[SOURCE DATA]:
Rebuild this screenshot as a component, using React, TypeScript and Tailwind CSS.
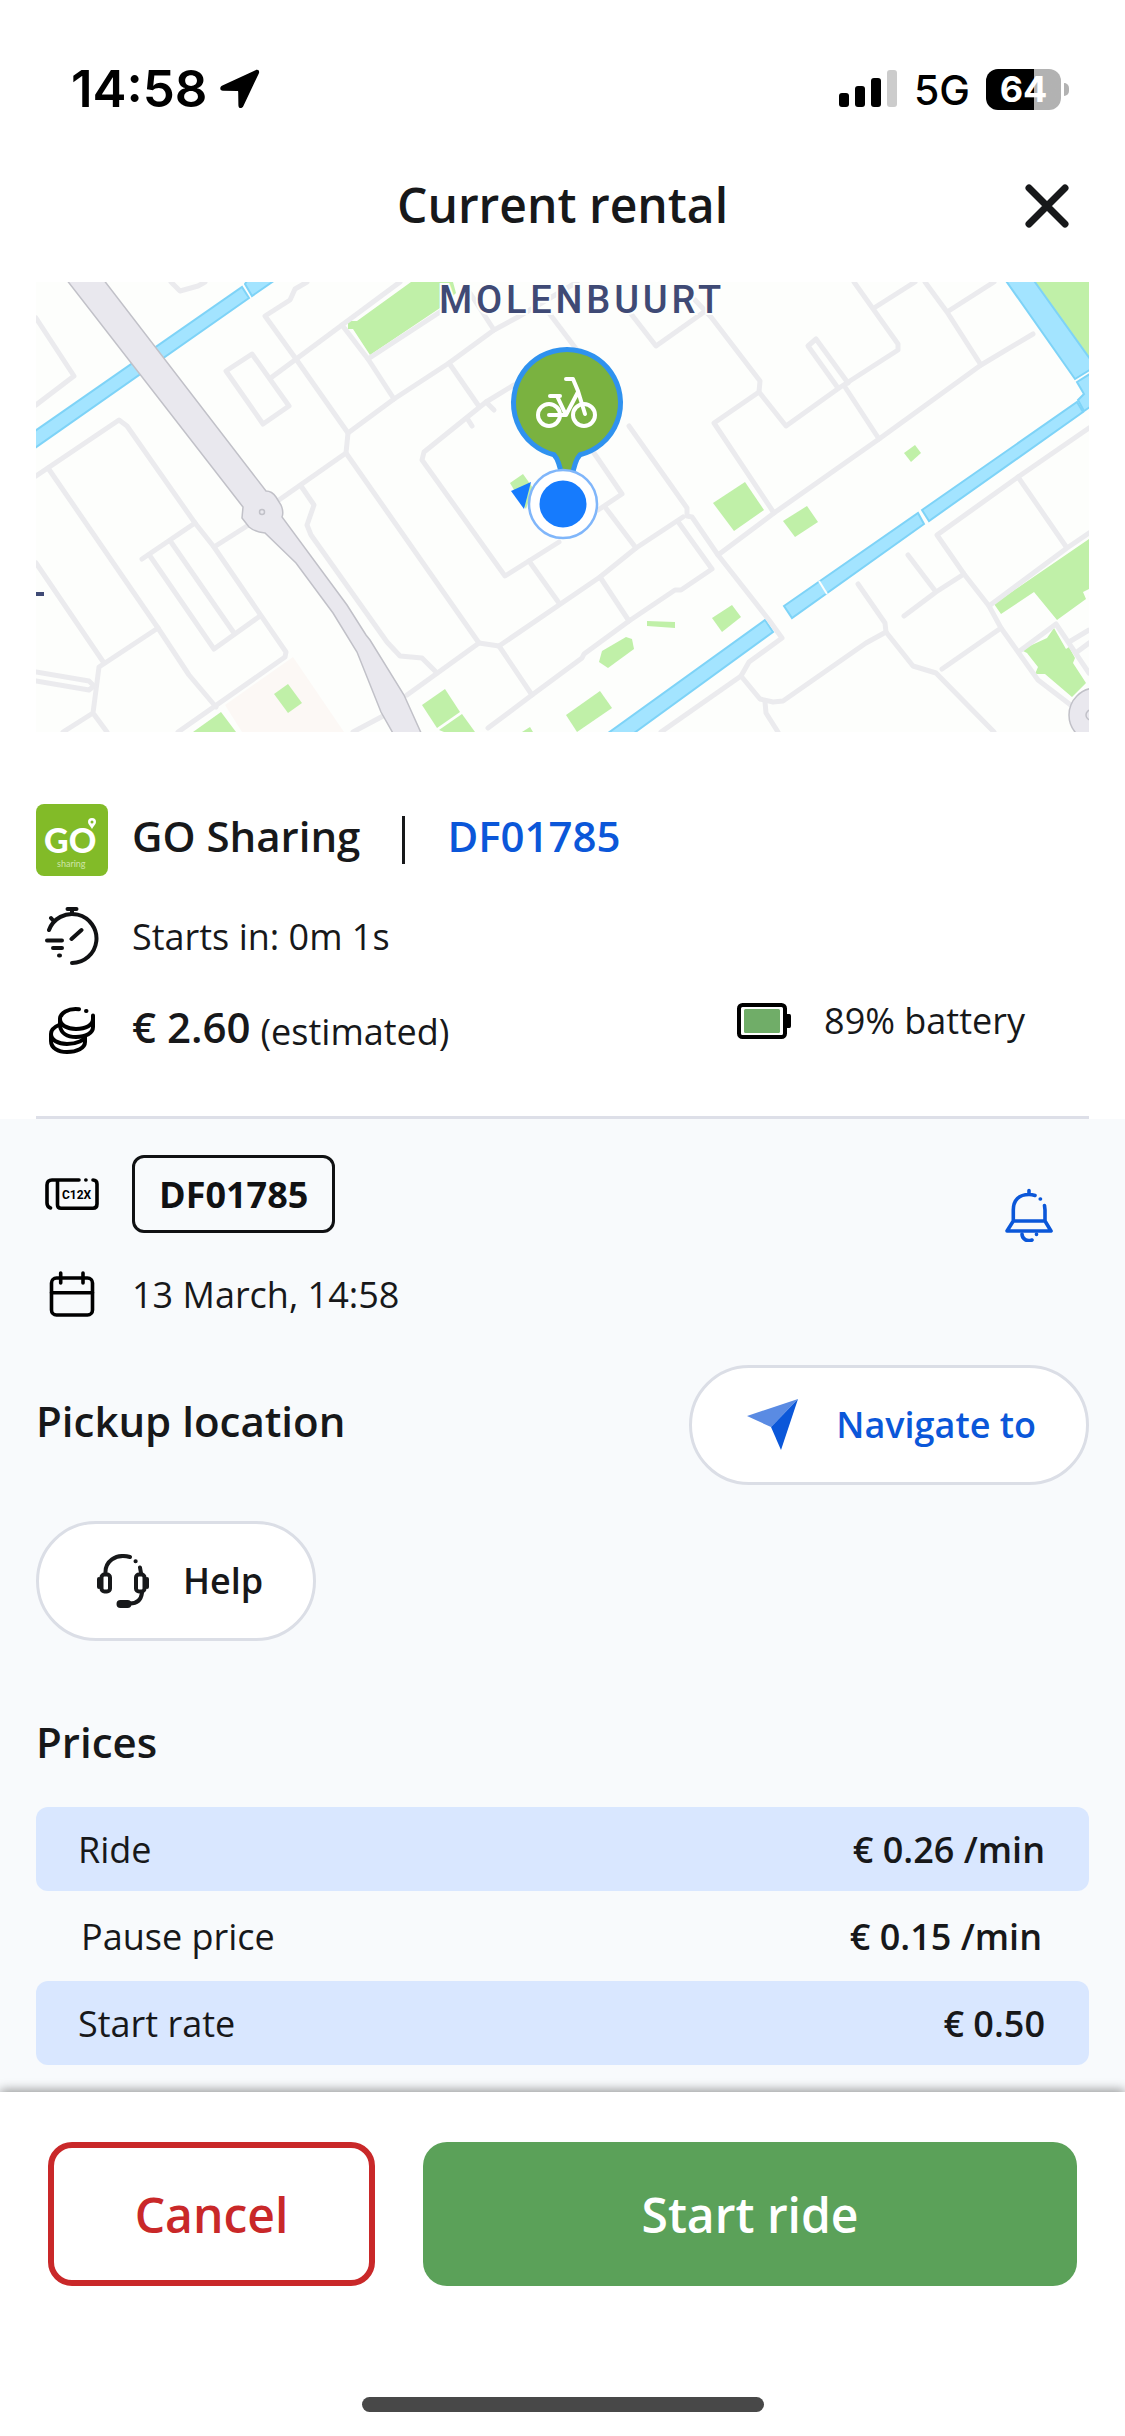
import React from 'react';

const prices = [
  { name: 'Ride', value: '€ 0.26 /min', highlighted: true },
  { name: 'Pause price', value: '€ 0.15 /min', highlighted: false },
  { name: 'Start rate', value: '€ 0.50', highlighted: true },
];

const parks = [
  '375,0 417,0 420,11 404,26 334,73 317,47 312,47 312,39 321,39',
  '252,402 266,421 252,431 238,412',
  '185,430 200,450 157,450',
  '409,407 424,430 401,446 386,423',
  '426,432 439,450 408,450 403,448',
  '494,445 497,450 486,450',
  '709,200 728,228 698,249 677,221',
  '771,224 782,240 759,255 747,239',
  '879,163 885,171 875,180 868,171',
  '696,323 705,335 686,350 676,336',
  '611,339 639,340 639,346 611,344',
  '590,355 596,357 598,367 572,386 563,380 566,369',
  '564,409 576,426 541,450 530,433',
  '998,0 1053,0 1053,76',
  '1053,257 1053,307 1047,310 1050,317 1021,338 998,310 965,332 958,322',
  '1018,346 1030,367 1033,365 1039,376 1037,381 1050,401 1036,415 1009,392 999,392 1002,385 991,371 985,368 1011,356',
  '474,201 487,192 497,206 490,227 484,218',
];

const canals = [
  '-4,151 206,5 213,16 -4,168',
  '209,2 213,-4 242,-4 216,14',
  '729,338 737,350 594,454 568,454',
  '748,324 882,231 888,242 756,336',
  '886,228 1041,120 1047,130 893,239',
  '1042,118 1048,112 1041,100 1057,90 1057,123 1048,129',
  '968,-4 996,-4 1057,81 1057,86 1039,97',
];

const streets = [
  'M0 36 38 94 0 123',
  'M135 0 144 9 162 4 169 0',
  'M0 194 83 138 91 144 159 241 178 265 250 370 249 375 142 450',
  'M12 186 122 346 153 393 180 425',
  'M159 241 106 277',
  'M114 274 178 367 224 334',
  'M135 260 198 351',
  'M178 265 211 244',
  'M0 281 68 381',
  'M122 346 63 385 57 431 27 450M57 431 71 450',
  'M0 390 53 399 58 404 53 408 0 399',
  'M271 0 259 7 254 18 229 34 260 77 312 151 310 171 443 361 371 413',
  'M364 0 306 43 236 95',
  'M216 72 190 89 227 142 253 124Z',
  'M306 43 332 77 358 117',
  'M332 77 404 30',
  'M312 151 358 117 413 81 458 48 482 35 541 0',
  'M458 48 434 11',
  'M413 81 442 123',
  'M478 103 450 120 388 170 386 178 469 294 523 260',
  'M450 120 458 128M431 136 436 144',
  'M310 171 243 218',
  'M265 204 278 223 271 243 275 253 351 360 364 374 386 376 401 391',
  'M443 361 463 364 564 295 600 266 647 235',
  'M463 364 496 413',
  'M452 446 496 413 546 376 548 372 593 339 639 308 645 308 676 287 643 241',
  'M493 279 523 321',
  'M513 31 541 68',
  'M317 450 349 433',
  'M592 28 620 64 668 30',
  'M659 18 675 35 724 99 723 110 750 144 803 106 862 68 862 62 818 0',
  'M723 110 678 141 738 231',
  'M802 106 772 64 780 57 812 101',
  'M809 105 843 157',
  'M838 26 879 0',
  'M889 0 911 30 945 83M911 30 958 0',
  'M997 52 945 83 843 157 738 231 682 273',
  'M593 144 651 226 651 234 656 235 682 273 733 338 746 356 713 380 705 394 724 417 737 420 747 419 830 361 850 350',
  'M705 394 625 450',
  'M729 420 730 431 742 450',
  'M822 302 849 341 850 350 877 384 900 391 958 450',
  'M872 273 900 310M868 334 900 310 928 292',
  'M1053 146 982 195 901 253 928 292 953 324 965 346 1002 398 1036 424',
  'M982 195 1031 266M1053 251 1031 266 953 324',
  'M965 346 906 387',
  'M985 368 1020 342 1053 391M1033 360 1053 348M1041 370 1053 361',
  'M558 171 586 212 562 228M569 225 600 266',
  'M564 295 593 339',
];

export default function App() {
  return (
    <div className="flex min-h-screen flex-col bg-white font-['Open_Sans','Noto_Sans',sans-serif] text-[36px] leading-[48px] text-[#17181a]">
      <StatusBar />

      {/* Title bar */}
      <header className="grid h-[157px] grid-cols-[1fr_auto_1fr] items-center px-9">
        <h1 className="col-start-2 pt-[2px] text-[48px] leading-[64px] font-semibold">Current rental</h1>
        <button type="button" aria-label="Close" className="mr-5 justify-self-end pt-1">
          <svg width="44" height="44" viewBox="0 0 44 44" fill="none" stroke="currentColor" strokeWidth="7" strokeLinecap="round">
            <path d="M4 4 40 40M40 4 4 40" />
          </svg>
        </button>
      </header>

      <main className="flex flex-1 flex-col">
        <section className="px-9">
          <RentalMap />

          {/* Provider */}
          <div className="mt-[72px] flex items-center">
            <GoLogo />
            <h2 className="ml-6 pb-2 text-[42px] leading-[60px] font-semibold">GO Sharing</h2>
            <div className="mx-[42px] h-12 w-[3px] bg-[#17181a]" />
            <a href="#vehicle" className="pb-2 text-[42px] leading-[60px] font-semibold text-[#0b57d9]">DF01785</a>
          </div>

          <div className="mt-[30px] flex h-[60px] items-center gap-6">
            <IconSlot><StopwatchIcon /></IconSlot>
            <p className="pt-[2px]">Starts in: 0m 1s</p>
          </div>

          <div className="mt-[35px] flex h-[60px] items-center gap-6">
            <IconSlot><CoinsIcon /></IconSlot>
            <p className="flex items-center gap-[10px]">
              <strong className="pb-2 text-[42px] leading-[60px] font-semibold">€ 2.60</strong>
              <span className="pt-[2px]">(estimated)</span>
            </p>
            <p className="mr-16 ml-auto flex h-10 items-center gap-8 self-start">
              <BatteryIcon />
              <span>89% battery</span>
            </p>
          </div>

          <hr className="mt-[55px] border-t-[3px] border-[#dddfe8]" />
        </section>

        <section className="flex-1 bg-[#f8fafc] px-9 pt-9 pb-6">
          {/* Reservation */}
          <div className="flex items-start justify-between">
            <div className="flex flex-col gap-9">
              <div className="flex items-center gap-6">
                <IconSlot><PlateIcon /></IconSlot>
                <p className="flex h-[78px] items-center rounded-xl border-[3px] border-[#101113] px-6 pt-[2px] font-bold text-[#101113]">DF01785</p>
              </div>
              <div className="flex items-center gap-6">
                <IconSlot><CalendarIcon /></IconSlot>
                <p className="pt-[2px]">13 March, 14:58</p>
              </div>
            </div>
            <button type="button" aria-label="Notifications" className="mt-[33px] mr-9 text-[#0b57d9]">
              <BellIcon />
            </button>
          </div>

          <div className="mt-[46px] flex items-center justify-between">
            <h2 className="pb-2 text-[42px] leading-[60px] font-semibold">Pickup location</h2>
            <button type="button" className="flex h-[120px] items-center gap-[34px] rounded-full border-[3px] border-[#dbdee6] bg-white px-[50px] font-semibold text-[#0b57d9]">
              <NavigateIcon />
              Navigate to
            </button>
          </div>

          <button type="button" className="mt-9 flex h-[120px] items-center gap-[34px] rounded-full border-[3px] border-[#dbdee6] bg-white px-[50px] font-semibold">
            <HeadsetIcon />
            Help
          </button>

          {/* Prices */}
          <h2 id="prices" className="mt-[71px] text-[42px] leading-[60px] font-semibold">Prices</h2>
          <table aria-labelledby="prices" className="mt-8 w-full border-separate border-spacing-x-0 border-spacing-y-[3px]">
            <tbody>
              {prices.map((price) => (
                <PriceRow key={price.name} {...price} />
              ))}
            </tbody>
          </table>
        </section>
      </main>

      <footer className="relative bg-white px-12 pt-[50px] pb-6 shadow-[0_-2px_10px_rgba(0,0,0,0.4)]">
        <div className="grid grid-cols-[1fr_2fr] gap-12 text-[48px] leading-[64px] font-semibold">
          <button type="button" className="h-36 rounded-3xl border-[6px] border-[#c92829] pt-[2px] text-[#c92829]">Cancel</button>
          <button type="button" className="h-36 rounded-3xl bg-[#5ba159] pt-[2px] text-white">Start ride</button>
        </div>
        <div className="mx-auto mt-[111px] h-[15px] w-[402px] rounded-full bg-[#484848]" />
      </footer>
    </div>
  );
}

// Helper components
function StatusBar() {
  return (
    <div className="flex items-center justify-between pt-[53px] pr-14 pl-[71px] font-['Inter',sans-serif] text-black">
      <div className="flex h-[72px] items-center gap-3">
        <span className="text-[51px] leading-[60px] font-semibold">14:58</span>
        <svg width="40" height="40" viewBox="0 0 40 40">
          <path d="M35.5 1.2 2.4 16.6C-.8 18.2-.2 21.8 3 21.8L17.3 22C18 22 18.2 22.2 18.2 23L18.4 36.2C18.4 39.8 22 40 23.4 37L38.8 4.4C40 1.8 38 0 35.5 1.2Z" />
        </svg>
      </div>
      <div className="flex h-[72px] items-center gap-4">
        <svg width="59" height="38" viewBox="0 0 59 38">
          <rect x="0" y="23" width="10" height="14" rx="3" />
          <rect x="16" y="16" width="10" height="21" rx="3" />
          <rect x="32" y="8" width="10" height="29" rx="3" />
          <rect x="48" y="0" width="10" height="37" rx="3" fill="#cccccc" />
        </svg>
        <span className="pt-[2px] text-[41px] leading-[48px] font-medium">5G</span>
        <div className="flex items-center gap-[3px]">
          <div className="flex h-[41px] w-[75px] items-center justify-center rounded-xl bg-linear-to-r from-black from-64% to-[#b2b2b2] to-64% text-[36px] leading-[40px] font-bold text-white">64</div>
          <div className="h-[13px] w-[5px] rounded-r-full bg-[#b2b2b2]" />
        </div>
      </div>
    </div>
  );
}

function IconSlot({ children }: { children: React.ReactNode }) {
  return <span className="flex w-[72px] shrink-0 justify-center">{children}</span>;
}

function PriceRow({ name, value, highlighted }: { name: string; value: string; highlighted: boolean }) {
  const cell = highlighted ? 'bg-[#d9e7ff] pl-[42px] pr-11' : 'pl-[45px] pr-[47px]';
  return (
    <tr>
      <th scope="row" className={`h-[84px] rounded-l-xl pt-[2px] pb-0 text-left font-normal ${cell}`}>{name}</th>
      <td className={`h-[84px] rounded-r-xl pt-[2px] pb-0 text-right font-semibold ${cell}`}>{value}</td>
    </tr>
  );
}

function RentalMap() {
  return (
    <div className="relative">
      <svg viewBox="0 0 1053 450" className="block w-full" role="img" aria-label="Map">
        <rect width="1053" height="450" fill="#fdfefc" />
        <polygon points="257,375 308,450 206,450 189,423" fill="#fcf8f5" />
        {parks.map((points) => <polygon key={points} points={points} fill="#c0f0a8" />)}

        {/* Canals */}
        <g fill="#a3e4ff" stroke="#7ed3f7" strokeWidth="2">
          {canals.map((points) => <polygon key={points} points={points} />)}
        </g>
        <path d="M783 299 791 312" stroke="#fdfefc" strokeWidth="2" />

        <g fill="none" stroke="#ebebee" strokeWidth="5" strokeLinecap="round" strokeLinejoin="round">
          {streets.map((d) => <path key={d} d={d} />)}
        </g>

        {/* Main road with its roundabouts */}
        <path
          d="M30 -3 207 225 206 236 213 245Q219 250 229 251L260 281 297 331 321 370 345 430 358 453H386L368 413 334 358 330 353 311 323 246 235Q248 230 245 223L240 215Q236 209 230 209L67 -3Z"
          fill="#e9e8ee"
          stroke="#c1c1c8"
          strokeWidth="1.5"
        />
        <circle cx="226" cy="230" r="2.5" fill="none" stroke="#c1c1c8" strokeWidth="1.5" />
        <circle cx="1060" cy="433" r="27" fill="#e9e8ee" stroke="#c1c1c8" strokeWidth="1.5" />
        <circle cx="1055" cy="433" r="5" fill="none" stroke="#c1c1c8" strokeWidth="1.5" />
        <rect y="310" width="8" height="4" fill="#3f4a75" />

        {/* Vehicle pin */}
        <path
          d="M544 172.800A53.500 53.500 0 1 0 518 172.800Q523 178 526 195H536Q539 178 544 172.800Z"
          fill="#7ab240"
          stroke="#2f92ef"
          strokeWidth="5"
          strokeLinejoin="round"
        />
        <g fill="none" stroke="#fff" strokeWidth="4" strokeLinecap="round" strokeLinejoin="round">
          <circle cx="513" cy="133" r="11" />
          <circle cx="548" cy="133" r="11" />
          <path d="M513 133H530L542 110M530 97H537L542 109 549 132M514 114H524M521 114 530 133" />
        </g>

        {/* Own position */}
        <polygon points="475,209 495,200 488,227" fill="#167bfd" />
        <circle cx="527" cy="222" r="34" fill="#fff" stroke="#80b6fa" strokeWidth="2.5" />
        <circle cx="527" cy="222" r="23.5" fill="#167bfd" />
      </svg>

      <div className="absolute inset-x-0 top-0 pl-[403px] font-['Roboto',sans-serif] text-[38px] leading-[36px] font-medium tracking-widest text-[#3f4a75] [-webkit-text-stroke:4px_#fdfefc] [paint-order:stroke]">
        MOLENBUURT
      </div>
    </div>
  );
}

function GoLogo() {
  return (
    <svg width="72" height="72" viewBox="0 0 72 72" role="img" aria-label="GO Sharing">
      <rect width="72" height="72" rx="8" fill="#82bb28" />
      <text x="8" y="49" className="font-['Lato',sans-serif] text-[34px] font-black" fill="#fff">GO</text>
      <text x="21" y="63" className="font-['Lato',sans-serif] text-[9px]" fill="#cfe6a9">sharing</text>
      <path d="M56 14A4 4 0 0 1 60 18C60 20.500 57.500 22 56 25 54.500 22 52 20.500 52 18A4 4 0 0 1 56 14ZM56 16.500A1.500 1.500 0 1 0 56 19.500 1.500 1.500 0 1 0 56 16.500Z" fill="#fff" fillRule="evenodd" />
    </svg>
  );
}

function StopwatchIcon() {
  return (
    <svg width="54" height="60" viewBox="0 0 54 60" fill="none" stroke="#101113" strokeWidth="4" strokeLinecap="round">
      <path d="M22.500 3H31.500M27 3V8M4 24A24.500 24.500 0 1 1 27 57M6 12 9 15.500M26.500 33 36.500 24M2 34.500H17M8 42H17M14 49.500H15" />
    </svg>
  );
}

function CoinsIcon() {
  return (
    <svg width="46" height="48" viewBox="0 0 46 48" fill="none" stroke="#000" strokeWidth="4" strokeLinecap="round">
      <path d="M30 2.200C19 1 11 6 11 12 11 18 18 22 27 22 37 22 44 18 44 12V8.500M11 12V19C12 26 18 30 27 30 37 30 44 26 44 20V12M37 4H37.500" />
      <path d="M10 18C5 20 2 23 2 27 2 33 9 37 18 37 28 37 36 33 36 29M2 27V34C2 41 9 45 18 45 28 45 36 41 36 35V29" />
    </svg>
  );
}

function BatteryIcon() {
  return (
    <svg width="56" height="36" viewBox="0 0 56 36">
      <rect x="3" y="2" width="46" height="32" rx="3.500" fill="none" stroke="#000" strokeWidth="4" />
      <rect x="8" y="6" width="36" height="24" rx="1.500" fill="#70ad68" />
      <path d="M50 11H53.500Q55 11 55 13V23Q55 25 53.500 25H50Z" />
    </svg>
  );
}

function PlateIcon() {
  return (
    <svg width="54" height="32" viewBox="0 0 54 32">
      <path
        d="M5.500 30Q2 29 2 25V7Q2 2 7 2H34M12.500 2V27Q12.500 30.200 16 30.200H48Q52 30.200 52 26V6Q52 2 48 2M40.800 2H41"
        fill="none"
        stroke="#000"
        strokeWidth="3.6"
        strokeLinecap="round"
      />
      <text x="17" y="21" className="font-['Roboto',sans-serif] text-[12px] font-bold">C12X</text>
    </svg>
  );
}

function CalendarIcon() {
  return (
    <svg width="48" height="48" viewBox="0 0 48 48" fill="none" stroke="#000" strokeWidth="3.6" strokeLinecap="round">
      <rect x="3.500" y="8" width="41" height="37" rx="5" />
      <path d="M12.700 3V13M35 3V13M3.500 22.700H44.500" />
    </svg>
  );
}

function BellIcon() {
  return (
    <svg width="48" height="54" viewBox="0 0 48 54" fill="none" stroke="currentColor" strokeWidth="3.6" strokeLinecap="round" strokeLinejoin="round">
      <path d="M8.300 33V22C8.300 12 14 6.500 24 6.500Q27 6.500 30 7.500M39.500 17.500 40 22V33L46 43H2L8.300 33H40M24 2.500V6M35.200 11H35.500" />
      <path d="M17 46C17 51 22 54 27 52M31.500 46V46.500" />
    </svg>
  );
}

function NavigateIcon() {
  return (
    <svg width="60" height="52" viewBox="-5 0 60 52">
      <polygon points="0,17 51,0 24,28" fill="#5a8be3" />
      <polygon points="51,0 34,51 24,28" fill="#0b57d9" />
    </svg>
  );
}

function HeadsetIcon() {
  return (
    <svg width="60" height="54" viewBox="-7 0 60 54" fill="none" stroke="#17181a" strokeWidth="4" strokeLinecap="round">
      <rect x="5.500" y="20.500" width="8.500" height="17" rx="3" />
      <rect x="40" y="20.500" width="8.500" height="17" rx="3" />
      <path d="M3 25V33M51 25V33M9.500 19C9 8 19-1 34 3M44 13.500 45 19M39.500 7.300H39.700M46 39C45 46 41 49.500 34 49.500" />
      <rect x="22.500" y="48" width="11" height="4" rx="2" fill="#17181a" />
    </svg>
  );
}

[GOAL]: Determine how many lines of the material include the string "React". Output only that count.

[OUTPUT FOR THIS EXERCISE]: 3